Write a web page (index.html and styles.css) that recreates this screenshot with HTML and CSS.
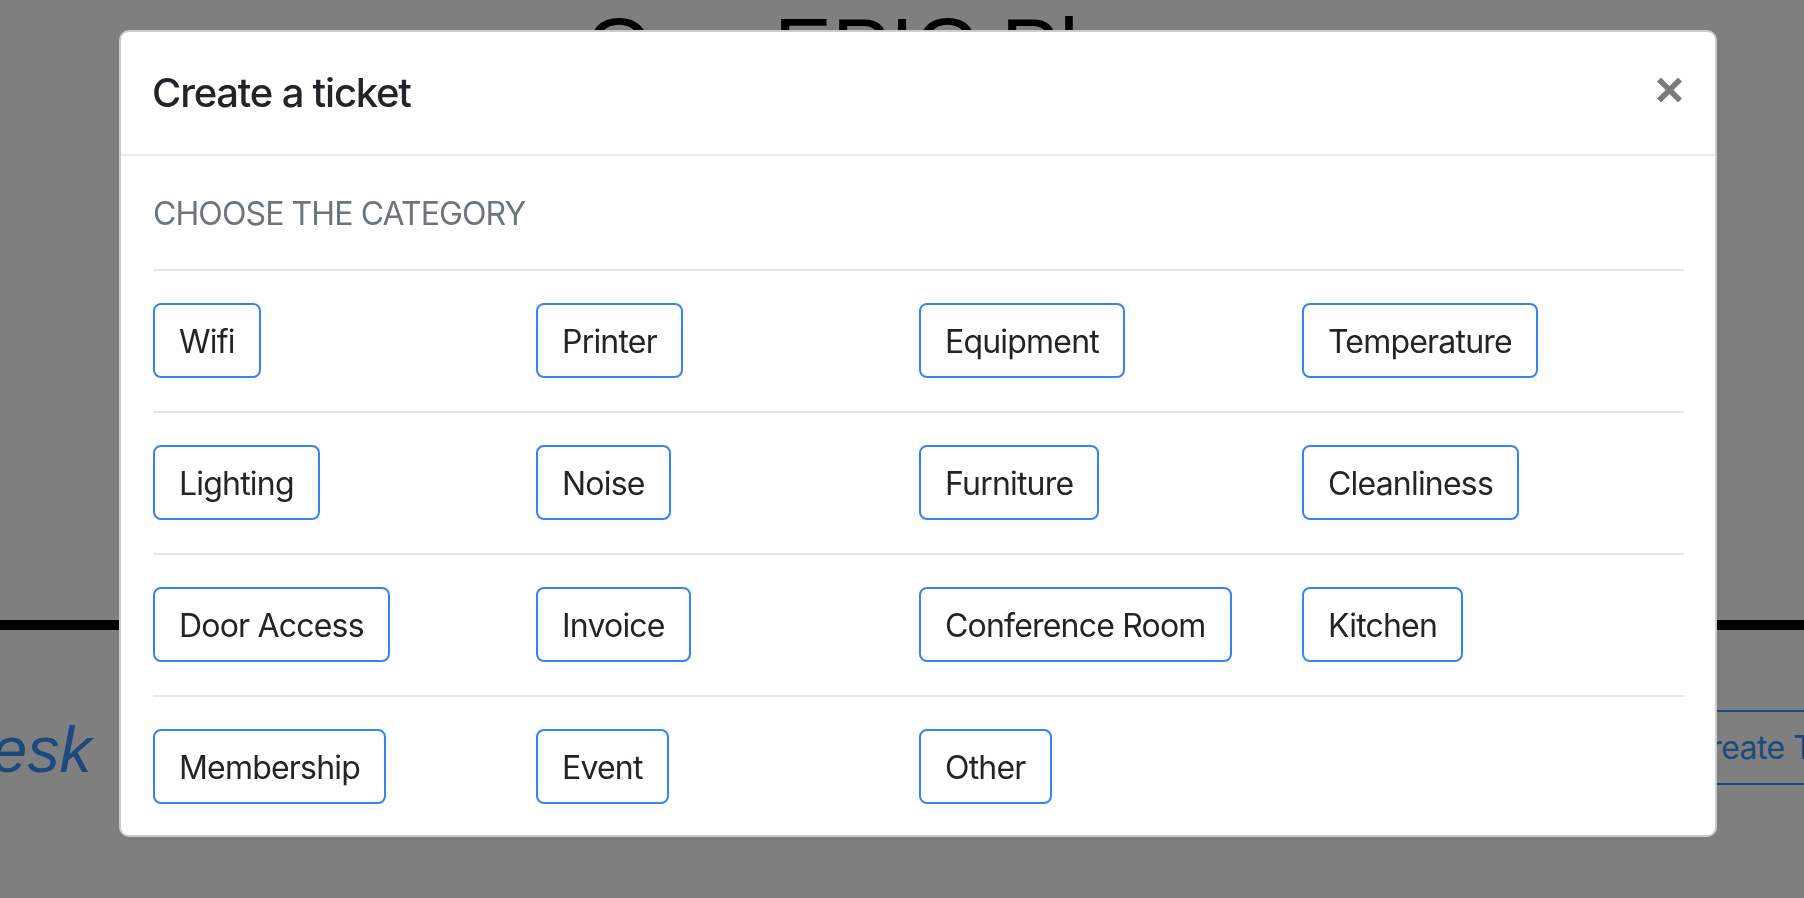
FILE: index.html
```html
<!DOCTYPE html>
<html lang="en">
<head>
<meta charset="utf-8">
<title>Create a ticket</title>
<link rel="stylesheet" href="styles.css">
</head>
<body>
<div class="page">
  <header class="hero">
    <h1 class="hero-title">One EPIC Place</h1>
  </header>
  <nav class="topbar">
    <span class="brand">HelpDesk</span>
    <a class="create-btn" href="#">Create Ticket</a>
  </nav>
</div>
<div class="backdrop"></div>
<div class="modal" role="dialog">
  <div class="modal-header">
    <h5 class="modal-title">Create a ticket</h5>
    <button class="close" type="button" aria-label="Close">
      <svg width="25" height="24" viewBox="0 0 25 24"><path d="M2 1.5 L23 22.5 M23 1.5 L2 22.5" stroke="#7a7a7a" stroke-width="5.5" fill="none"/></svg>
    </button>
  </div>
  <div class="modal-body">
    <h6 class="section-title">Choose the category</h6>
    <div class="cat-row">
      <button class="cat-btn">Wifi</button>
      <button class="cat-btn">Printer</button>
      <button class="cat-btn">Equipment</button>
      <button class="cat-btn">Temperature</button>
    </div>
    <div class="cat-row">
      <button class="cat-btn">Lighting</button>
      <button class="cat-btn">Noise</button>
      <button class="cat-btn">Furniture</button>
      <button class="cat-btn">Cleanliness</button>
    </div>
    <div class="cat-row">
      <button class="cat-btn">Door Access</button>
      <button class="cat-btn">Invoice</button>
      <button class="cat-btn">Conference Room</button>
      <button class="cat-btn">Kitchen</button>
    </div>
    <div class="cat-row last">
      <button class="cat-btn">Membership</button>
      <button class="cat-btn">Event</button>
      <button class="cat-btn">Other</button>
    </div>
  </div>
</div>
</body>
</html>
```
FILE: styles.css
```css
html, body {
  margin: 0;
  padding: 0;
  height: 100%;
  overflow: hidden;
  background: #ffffff;
}

.page {
  font-family: "Liberation Sans", Arial, sans-serif;
}

.hero {
  height: 620px;
  border-bottom: 10px solid #000;
  text-align: center;
}

.hero-title {
  margin: 0;
  padding-top: 5px;
  font-size: 87px;
  line-height: 1;
  font-weight: 400;
  color: #000;
}

.topbar {
  display: flex;
  align-items: flex-start;
  justify-content: space-between;
  padding-top: 80px;
  margin-left: -186px;
  margin-right: -104px;
}

.brand {
  margin-top: 8px;
  font-size: 64px;
  line-height: 1;
  font-style: italic;
  color: rgb(56, 148, 255);
}

.create-btn {
  display: block;
  height: 75px;
  box-sizing: border-box;
  padding: 0 24px;
  border: 2px solid rgb(56, 148, 255);
  border-radius: 8px;
  font-family: Inter, "Liberation Sans", sans-serif;
  font-size: 32px;
  letter-spacing: -0.6px;
  line-height: 71px;
  color: rgb(56, 148, 255);
  text-decoration: none;
}

.backdrop {
  position: fixed;
  inset: 0;
  background: rgba(0, 0, 0, 0.5);
}

.modal {
  position: fixed;
  top: 30px;
  left: 119px;
  width: 1598px;
  box-sizing: border-box;
  background: #fff;
  border: 2px solid rgba(0, 0, 0, 0.2);
  border-radius: 10px;
  font-family: Inter, "Liberation Sans", sans-serif;
  color: #212529;
}

.modal-header {
  display: flex;
  align-items: center;
  justify-content: space-between;
  height: 122px;
  padding: 0 33px 0 31px;
  border-bottom: 2px solid #e9ecef;
}

.modal-title {
  margin: 0;
  font-size: 40px;
  line-height: 48px;
  font-weight: 500;
  letter-spacing: -1.2px;
  color: #212529;
}

.close {
  display: flex;
  padding: 0;
  margin: 0;
  border: 0;
  background: transparent;
  margin-top: -6px;
}

.modal-body {
  padding: 39px 31px 31px 32px;
}

.section-title {
  margin: 0 0 36px 0;
  font-size: 32px;
  line-height: 38px;
  font-weight: 400;
  letter-spacing: -0.9px;
  text-transform: uppercase;
  color: #6c757d;
}

.cat-row {
  display: grid;
  grid-template-columns: 383px 383px 383px 1fr;
  padding: 32px 0 33px 0;
  border-top: 2px solid #e6e6e6;
}

.cat-row.last {
  padding-bottom: 0;
}

.cat-btn {
  justify-self: start;
  height: 75px;
  box-sizing: border-box;
  padding: 2px 24px 0 24px;
  border: 2px solid #3584f0;
  border-radius: 8px;
  background: #fff;
  font-family: Inter, "Liberation Sans", sans-serif;
  font-size: 32px;
  line-height: 69px;
  letter-spacing: -0.8px;
  font-weight: 400;
  color: #212529;
  cursor: pointer;
}
```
━━━━━━━━
Write out the full set of lines verbatim, without the pictures.

__OUTPUT FOR THIS EXERCISE__
Write a web page (index.html and styles.css) that recreates this screenshot with HTML and CSS.
FILE: index.html
```html
<!DOCTYPE html>
<html lang="en">
<head>
<meta charset="utf-8">
<title>Create a ticket</title>
<link rel="stylesheet" href="styles.css">
</head>
<body>
<div class="page">
  <header class="hero">
    <h1 class="hero-title">One EPIC Place</h1>
  </header>
  <nav class="topbar">
    <span class="brand">HelpDesk</span>
    <a class="create-btn" href="#">Create Ticket</a>
  </nav>
</div>
<div class="backdrop"></div>
<div class="modal" role="dialog">
  <div class="modal-header">
    <h5 class="modal-title">Create a ticket</h5>
    <button class="close" type="button" aria-label="Close">
      <svg width="25" height="24" viewBox="0 0 25 24"><path d="M2 1.5 L23 22.5 M23 1.5 L2 22.5" stroke="#7a7a7a" stroke-width="5.5" fill="none"/></svg>
    </button>
  </div>
  <div class="modal-body">
    <h6 class="section-title">Choose the category</h6>
    <div class="cat-row">
      <button class="cat-btn">Wifi</button>
      <button class="cat-btn">Printer</button>
      <button class="cat-btn">Equipment</button>
      <button class="cat-btn">Temperature</button>
    </div>
    <div class="cat-row">
      <button class="cat-btn">Lighting</button>
      <button class="cat-btn">Noise</button>
      <button class="cat-btn">Furniture</button>
      <button class="cat-btn">Cleanliness</button>
    </div>
    <div class="cat-row">
      <button class="cat-btn">Door Access</button>
      <button class="cat-btn">Invoice</button>
      <button class="cat-btn">Conference Room</button>
      <button class="cat-btn">Kitchen</button>
    </div>
    <div class="cat-row last">
      <button class="cat-btn">Membership</button>
      <button class="cat-btn">Event</button>
      <button class="cat-btn">Other</button>
    </div>
  </div>
</div>
</body>
</html>
```
FILE: styles.css
```css
html, body {
  margin: 0;
  padding: 0;
  height: 100%;
  overflow: hidden;
  background: #ffffff;
}

.page {
  font-family: "Liberation Sans", Arial, sans-serif;
}

.hero {
  height: 620px;
  border-bottom: 10px solid #000;
  text-align: center;
}

.hero-title {
  margin: 0;
  padding-top: 5px;
  font-size: 87px;
  line-height: 1;
  font-weight: 400;
  color: #000;
}

.topbar {
  display: flex;
  align-items: flex-start;
  justify-content: space-between;
  padding-top: 80px;
  margin-left: -186px;
  margin-right: -104px;
}

.brand {
  margin-top: 8px;
  font-size: 64px;
  line-height: 1;
  font-style: italic;
  color: rgb(56, 148, 255);
}

.create-btn {
  display: block;
  height: 75px;
  box-sizing: border-box;
  padding: 0 24px;
  border: 2px solid rgb(56, 148, 255);
  border-radius: 8px;
  font-family: Inter, "Liberation Sans", sans-serif;
  font-size: 32px;
  letter-spacing: -0.6px;
  line-height: 71px;
  color: rgb(56, 148, 255);
  text-decoration: none;
}

.backdrop {
  position: fixed;
  inset: 0;
  background: rgba(0, 0, 0, 0.5);
}

.modal {
  position: fixed;
  top: 30px;
  left: 119px;
  width: 1598px;
  box-sizing: border-box;
  background: #fff;
  border: 2px solid rgba(0, 0, 0, 0.2);
  border-radius: 10px;
  font-family: Inter, "Liberation Sans", sans-serif;
  color: #212529;
}

.modal-header {
  display: flex;
  align-items: center;
  justify-content: space-between;
  height: 122px;
  padding: 0 33px 0 31px;
  border-bottom: 2px solid #e9ecef;
}

.modal-title {
  margin: 0;
  font-size: 40px;
  line-height: 48px;
  font-weight: 500;
  letter-spacing: -1.2px;
  color: #212529;
}

.close {
  display: flex;
  padding: 0;
  margin: 0;
  border: 0;
  background: transparent;
  margin-top: -6px;
}

.modal-body {
  padding: 39px 31px 31px 32px;
}

.section-title {
  margin: 0 0 36px 0;
  font-size: 32px;
  line-height: 38px;
  font-weight: 400;
  letter-spacing: -0.9px;
  text-transform: uppercase;
  color: #6c757d;
}

.cat-row {
  display: grid;
  grid-template-columns: 383px 383px 383px 1fr;
  padding: 32px 0 33px 0;
  border-top: 2px solid #e6e6e6;
}

.cat-row.last {
  padding-bottom: 0;
}

.cat-btn {
  justify-self: start;
  height: 75px;
  box-sizing: border-box;
  padding: 2px 24px 0 24px;
  border: 2px solid #3584f0;
  border-radius: 8px;
  background: #fff;
  font-family: Inter, "Liberation Sans", sans-serif;
  font-size: 32px;
  line-height: 69px;
  letter-spacing: -0.8px;
  font-weight: 400;
  color: #212529;
  cursor: pointer;
}
```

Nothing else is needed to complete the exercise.